VOD film review: Jeune et Jolie
Review Overview
Sex
8Substance
6Stunning performances
7James R | On 26, Mar 2014
Director: François Ozon
Cast: Marine Vacth, Géraldine Pailhas, Frédéric Pierrot, Charlotte Rampling
Certificate: 18
Watch online: Apple TV (iTunes) / Curzon Home Cinema / Eircom / Virgin Movies / EE
What drives someone to become a prostitute? François Ozon follows up In the House with another tale of adolescent transgression into the murky adult world, following Isabelle (Vacth) as she turns to tricks outside of school. Why? We never really find out.
We start with Isabelle on holiday with her family – a long shot of her on the beach as her brother spies on her bikini through binoculars.
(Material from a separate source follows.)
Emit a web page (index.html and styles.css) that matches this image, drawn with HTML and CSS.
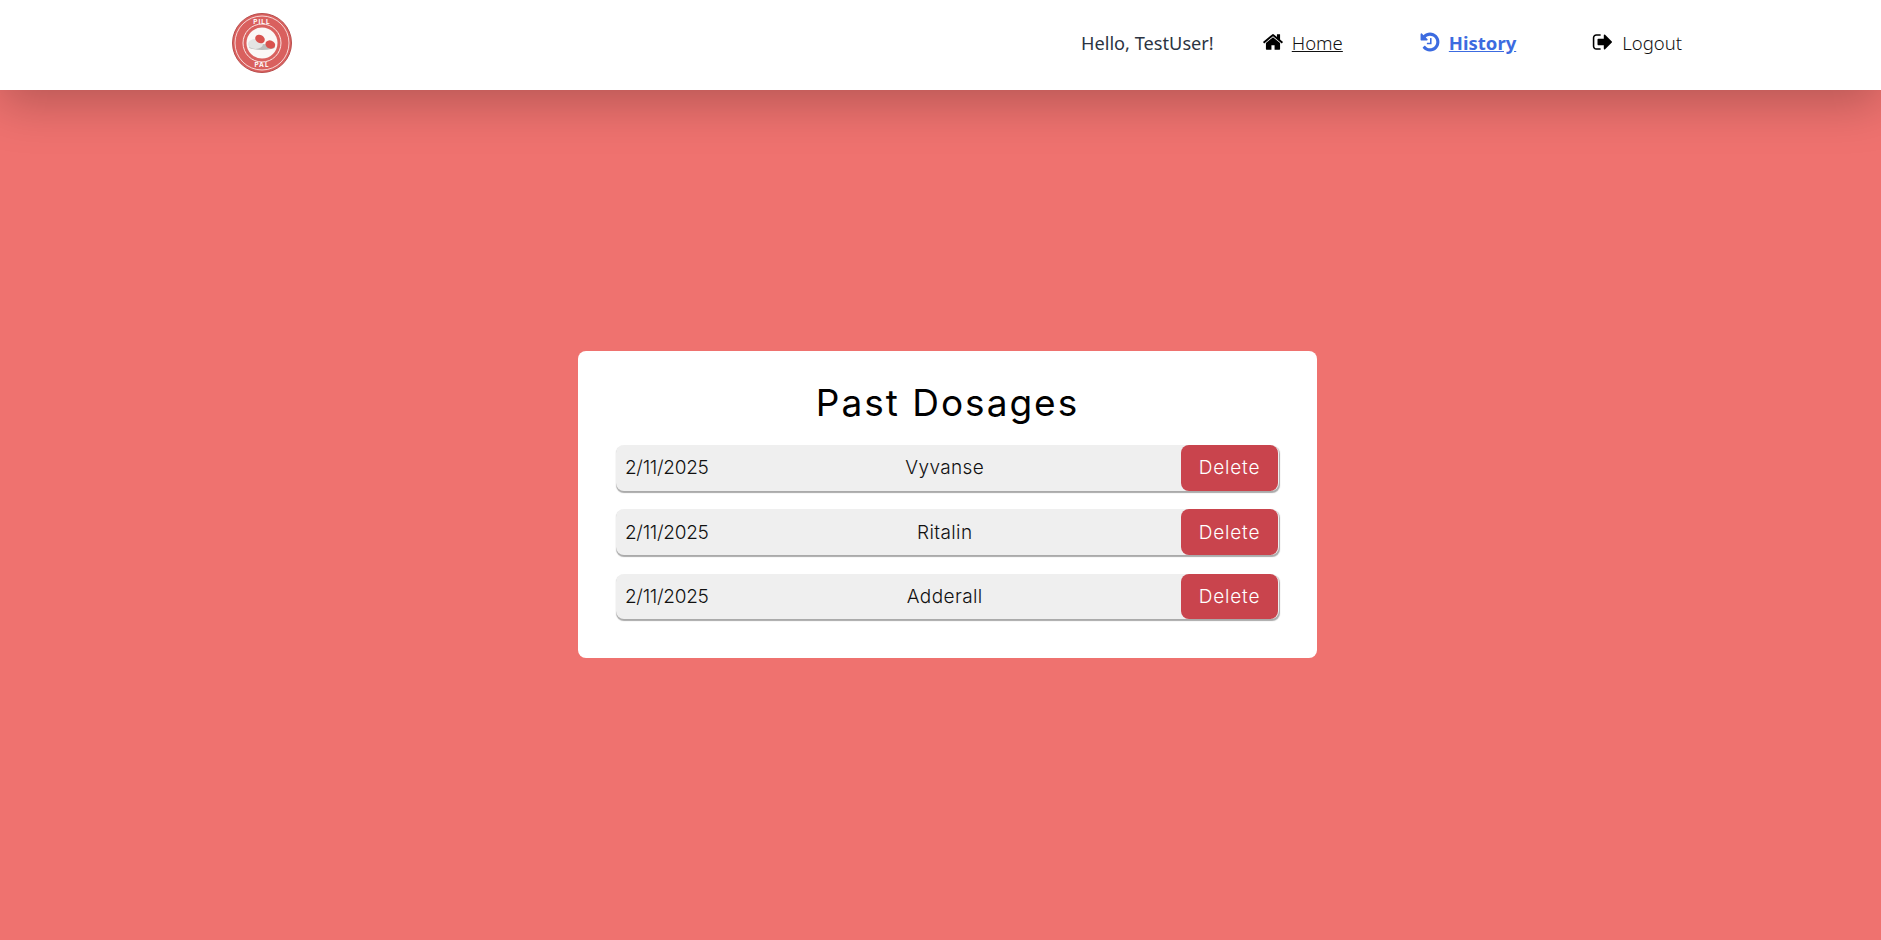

It’s a telling opening, which raises questions of voyeurism and sexual discovery. Those questions are seemingly answered when the under-age girl gets off with a German boy. A few weeks later, back at home, and she starts doing the same with other men for money.
Was she left unfulfilled by their encounter? Is she trying to get practise for the future? Does she enjoy being attractive to grown-ups? Is she filling a hole left by her father? Or is she just saving up cash?
There are a range of possibilities, but Ozon’s script never picks one. Instead, we are left to debate the motivations and morals ourselves as she stumbles into a relationship with a very-much-older man, George (Johan Leysen). A voracious pensioner, he laps up her body with an unflinching desire, one echoed by Ozon’s unblinking camera. Their sex scenes, though, are more than mere carnal excitement, leaving a lasting impression on the teen.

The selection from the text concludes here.